La coopération implique cependant que les pays jouent le jeu, en commandant les armements qu’ils financent. Ce qui est loin d’être le cas. Fin octobre, l’Allemagne a fédéré plus de 15 pays membre de l’Otan autour de son initiative « European Sky Shield » qui vise à installer un bouclier antimissiles avec des systèmes allemands IRIS-T SLM (fabriqués par Diehl Defence) israélien Arrow-3 et américains Patriot. L’objectif de Berlin est de mutualiser les achats de systèmes de défense antiaérienne…Une initiative mal accueillie en France et en Italie. MBDA développe en effet des systèmes équivalents ! «Nous travaillons sur les missiles hypersoniques et des capacités pour s’en protéger. Nous espérons que l’histoire n’est pas finie», indique Eric Béranger. À noter également que Berlin a dû attendre, pendant des mois le feu vert des États-Unis pour acheter le système de missiles antibalistiques Arrow 3, qui serait d’ailleurs en partie financé par Washington, pour 3 milliards de dollars.

Les coopérations ont donc les limites que se donnent certains pays qui préfèrent se placer sous le parapluie américain et qui achètent aux États-Unis, plutôt qu’auprès des industriels européens.

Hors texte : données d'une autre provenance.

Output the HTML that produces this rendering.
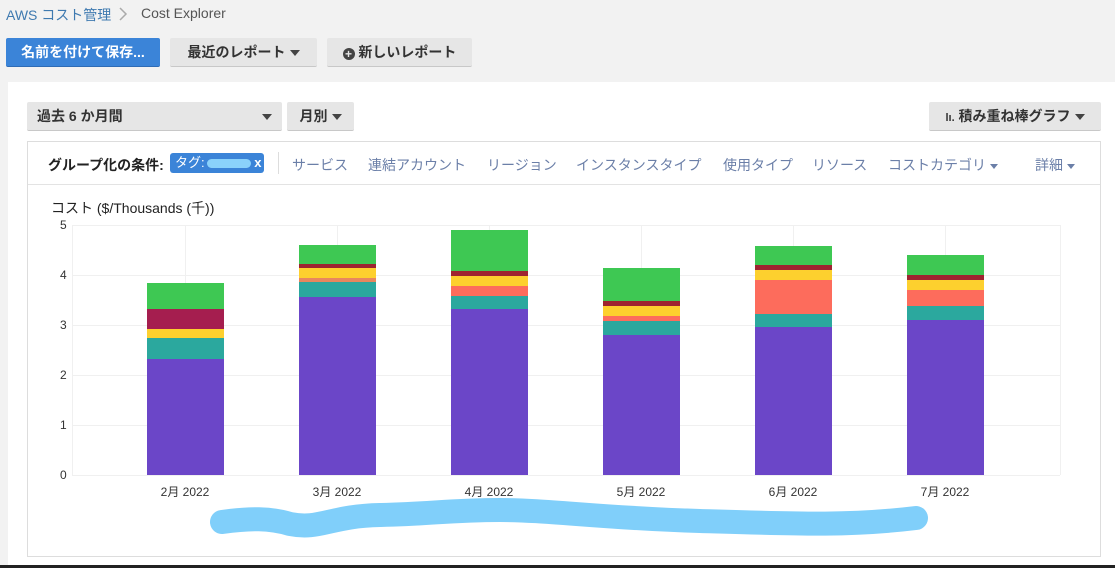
<!DOCTYPE html>
<html><head><meta charset="utf-8"><style>
*{margin:0;padding:0;box-sizing:border-box}
body{width:1115px;height:568px;background:#f2f2f2;font-family:"Liberation Sans","Noto Sans CJK JP",sans-serif;position:relative;overflow:hidden;color:#222}
.a{position:absolute}
.btn{position:absolute;top:38px;height:29px;background:#e6e6e6;border-bottom:1px solid #c8c8c8;font-size:14px;font-weight:bold;color:#333;line-height:28px;text-align:center;border-radius:2px}
.tri{display:inline-block;width:0;height:0;border-left:5px solid transparent;border-right:5px solid transparent;border-top:6px solid #444;vertical-align:middle;margin-left:4px}
.lnk{position:absolute;top:155px;font-size:14px;color:#6b7fa8}
.yl{position:absolute;left:60px;font-size:12px;color:#333}
.xl{position:absolute;top:483px;font-size:12px;color:#333;width:100px;text-align:center}
</style></head><body>
<div class="a" style="left:6px;top:5px;font-size:14px;color:#3f7ab0">AWS コスト管理</div>
<svg class="a" style="left:118px;top:6px" width="10" height="16"><path d="M2 2 L8 8 L2 14" stroke="#aaa" stroke-width="1.5" fill="none"/></svg>
<div class="a" style="left:141px;top:5px;font-size:14px;color:#555">Cost Explorer</div>
<div class="btn" style="left:6px;width:154px;background:#3b84d8;color:#fff;border-bottom-color:#2f6cb5">名前を付けて保存...</div>
<div class="btn" style="left:170px;width:147px">最近のレポート<span class="tri"></span></div>
<div class="btn" style="left:327px;width:145px"><span style="display:inline-block;width:12px;height:12px;border-radius:6px;background:#444;color:#e6e6e6;font-size:12px;line-height:12px;vertical-align:-1px">+</span> 新しいレポート</div>
<div class="a" style="left:8px;top:82px;width:1107px;height:486px;background:#fff"></div>
<div class="btn" style="left:27px;top:102px;width:255px;text-align:left;padding-left:10px">過去 6 か月間<span class="tri" style="position:absolute;right:10px;top:12px"></span></div>
<div class="btn" style="left:287px;top:102px;width:67px">月別<span class="tri"></span></div>
<div class="btn" style="left:929px;top:102px;width:172px"><span style="font-size:11px">lı.</span> 積み重ね棒グラフ<span class="tri"></span></div>
<div class="a" style="left:27px;top:141px;width:1074px;height:416px;border:1px solid #ddd"></div>
<div class="a" style="left:28px;top:184px;width:1072px;height:1px;background:#e3e3e3"></div>
<div class="a" style="left:48px;top:155px;font-size:14px;font-weight:bold;color:#222">グループ化の条件:</div>
<div class="a" style="left:170px;top:153px;width:94px;height:20px;background:#3b84d8;border-radius:3px;color:#fff;font-size:13px;line-height:20px;padding-left:5px">タグ:<span style="display:inline-block;width:44px;height:9px;background:#8ad2fb;border-radius:5px;vertical-align:middle;margin-left:2px"></span> <b>x</b></div>
<div class="a" style="left:278px;top:152px;width:1px;height:22px;background:#ddd"></div>
<div class="lnk" style="left:292px">サービス</div>
<div class="lnk" style="left:368px">連結アカウント</div>
<div class="lnk" style="left:487px">リージョン</div>
<div class="lnk" style="left:576px">インスタンスタイプ</div>
<div class="lnk" style="left:723px">使用タイプ</div>
<div class="lnk" style="left:812px">リソース</div>
<div class="lnk" style="left:888px">コストカテゴリ<span class="tri" style="border-top-color:#6b7fa8;border-width:5px 4px 0"></span></div>
<div class="lnk" style="left:1035px">詳細<span class="tri" style="border-top-color:#6b7fa8;border-width:5px 4px 0"></span></div>
<div class="a" style="left:51px;top:198px;font-size:14px;color:#222">コスト ($/Thousands (千))</div>
<div class="yl" style="top:218px">5</div><div class="yl" style="top:268px">4</div><div class="yl" style="top:318px">3</div><div class="yl" style="top:368px">2</div><div class="yl" style="top:418px">1</div><div class="yl" style="top:468px">0</div>
<svg class="a" style="left:0;top:0" width="1115" height="568">
<g stroke="#f0f0f0" stroke-width="1">
<line x1="72" y1="225.5" x2="1060" y2="225.5"/><line x1="72" y1="275.5" x2="1060" y2="275.5"/><line x1="72" y1="325.5" x2="1060" y2="325.5"/><line x1="72" y1="375.5" x2="1060" y2="375.5"/><line x1="72" y1="425.5" x2="1060" y2="425.5"/><line x1="72" y1="475.5" x2="1060" y2="475.5"/>
<line x1="185.5" y1="225" x2="185.5" y2="475"/><line x1="337.5" y1="225" x2="337.5" y2="475"/><line x1="489.5" y1="225" x2="489.5" y2="475"/><line x1="641.5" y1="225" x2="641.5" y2="475"/><line x1="793.5" y1="225" x2="793.5" y2="475"/><line x1="945.5" y1="225" x2="945.5" y2="475"/><line x1="1060.5" y1="225" x2="1060.5" y2="475"/><line x1="72.5" y1="225" x2="72.5" y2="475"/>
</g>
<g>
<rect x="147" y="283" width="77" height="26" fill="#3ec853"/><rect x="147" y="309" width="77" height="20" fill="#a51e4f"/><rect x="147" y="329" width="77" height="9" fill="#fdd02e"/><rect x="147" y="338" width="77" height="21" fill="#2ba89e"/><rect x="147" y="359" width="77" height="116" fill="#6b46c8"/>
<rect x="299" y="245" width="77" height="19" fill="#3ec853"/><rect x="299" y="264" width="77" height="4" fill="#9e2430"/><rect x="299" y="268" width="77" height="10" fill="#fdd02e"/><rect x="299" y="278" width="77" height="4" fill="#e8875e"/><rect x="299" y="282" width="77" height="15" fill="#2ba89e"/><rect x="299" y="297" width="77" height="178" fill="#6b46c8"/>
<rect x="451" y="230" width="77" height="41" fill="#3ec853"/><rect x="451" y="271" width="77" height="5" fill="#9e2430"/><rect x="451" y="276" width="77" height="10" fill="#fdd02e"/><rect x="451" y="286" width="77" height="10" fill="#fd6c5c"/><rect x="451" y="296" width="77" height="13" fill="#2ba89e"/><rect x="451" y="309" width="77" height="166" fill="#6b46c8"/>
<rect x="603" y="268" width="77" height="33" fill="#3ec853"/><rect x="603" y="301" width="77" height="5" fill="#9e2430"/><rect x="603" y="306" width="77" height="10" fill="#fdd02e"/><rect x="603" y="316" width="77" height="5" fill="#fd6c5c"/><rect x="603" y="321" width="77" height="14" fill="#2ba89e"/><rect x="603" y="335" width="77" height="140" fill="#6b46c8"/>
<rect x="755" y="246" width="77" height="19" fill="#3ec853"/><rect x="755" y="265" width="77" height="5" fill="#9e2430"/><rect x="755" y="270" width="77" height="10" fill="#fdd02e"/><rect x="755" y="280" width="77" height="34" fill="#fd6c5c"/><rect x="755" y="314" width="77" height="13" fill="#2ba89e"/><rect x="755" y="327" width="77" height="148" fill="#6b46c8"/>
<rect x="907" y="255" width="77" height="20" fill="#3ec853"/><rect x="907" y="275" width="77" height="5" fill="#9e2430"/><rect x="907" y="280" width="77" height="10" fill="#fdd02e"/><rect x="907" y="290" width="77" height="16" fill="#fd6c5c"/><rect x="907" y="306" width="77" height="14" fill="#2ba89e"/><rect x="907" y="320" width="77" height="155" fill="#6b46c8"/>
</g>
<path d="M222 522 C 250 518, 270 518, 290 524 C 320 530, 330 516, 380 515 S 450 510, 500 510 S 600 518, 700 521 S 850 526, 916 518" stroke="#80cffa" stroke-width="24" stroke-linecap="round" fill="none"/>
<rect x="0" y="565" width="1115" height="3" fill="#222"/>
</svg>
<div class="xl" style="left:135px">2月 2022</div><div class="xl" style="left:287px">3月 2022</div><div class="xl" style="left:439px">4月 2022</div><div class="xl" style="left:591px">5月 2022</div><div class="xl" style="left:743px">6月 2022</div><div class="xl" style="left:895px">7月 2022</div>
</body></html>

C’est dans ce contexte que MBDA a réalisé un exercice 2022 solide, porté par les commandes internationales. La moitié de son chiffre d’affaires (4,2 milliards) a été réalisée à l’export. «La guerre en Ukraine n’a pas eu de lien direct avec notre activité, ni nos prises de commandes, qui ont été exceptionnelles, à 9 milliards d’euros, portées par des contrats avec les Émirats arabes unis, la Grèce ou encore la Pologne », précise le PDG. Fin 2022, le carnet de commandes atteint le niveau record de 22,3 milliards, soit près de 5,5 ans de production. Pour exécuter ces contrats et se préparer à de nouvelles commandes, en France notamment dans le cadre de la nouvelle Loi de programmation militaire (413 milliards entre 2024-2030), MBDA prévoit de recruter 2.000 personnes en Europe, après en avoir embauché 1.570 en 2022.